Truth be told, I have to say I am a little bit disappointed in myself lately. Somewhere along the line, I allowed myself to get unmotivated. Now, I’m going to have to push myself, and if planning a wedding isn’t enough motivation, I’m not sure what is. I keep hearing…”It’s a year away. You have plenty of time.” But fact of the matter is, there is so much involved in the planning process. A year really isn’t much time. There are so many things to consider. So many details that have to be thought out. In order to make this day a memorable one, I am going to have to get busy now.
One of the most important details that I need to start working on is myself. It’s no secret that I have not been happy with my weight or appearance for a very long time now. Instead of using that as my fuel to kick myself into high gear, I have let it defeat me. I allowed myself to sit and think and feel sorry for myself, only proving that this does no one any good. It makes me moody, it makes everyone around me moody. I don’t know where along the line I let myself think that I was weak. There was a time when working out was a priority. I couldn’t get through a day without some form of physical activity. I need to find that part of me again, and push myself. I have a lot to work for.
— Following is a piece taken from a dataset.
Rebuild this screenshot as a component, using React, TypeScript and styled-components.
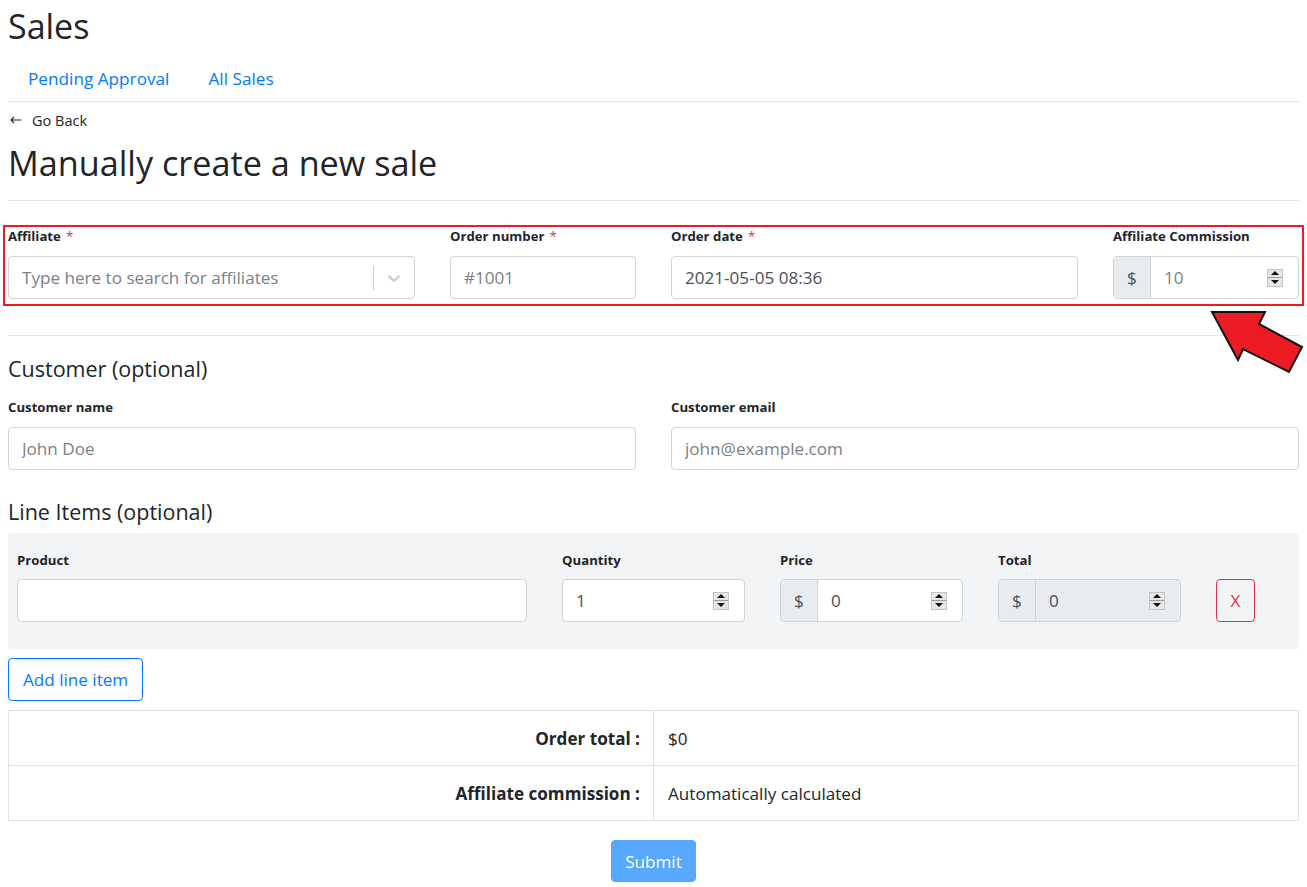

Soon enough I will be trying on dresses and there is nothing worse than finding that perfect dress and knowing you will not look good in it.
So the journey begins. A year until the wedding, a lifetime of better health and the satisfaction of knowing that I worked super hard to accomplish the goals that I am setting for myself. It may mean having to put a few things on the back burner, but I suppose that is all a part of life. Tackling the things you can when you can. It’s all a part of the journey.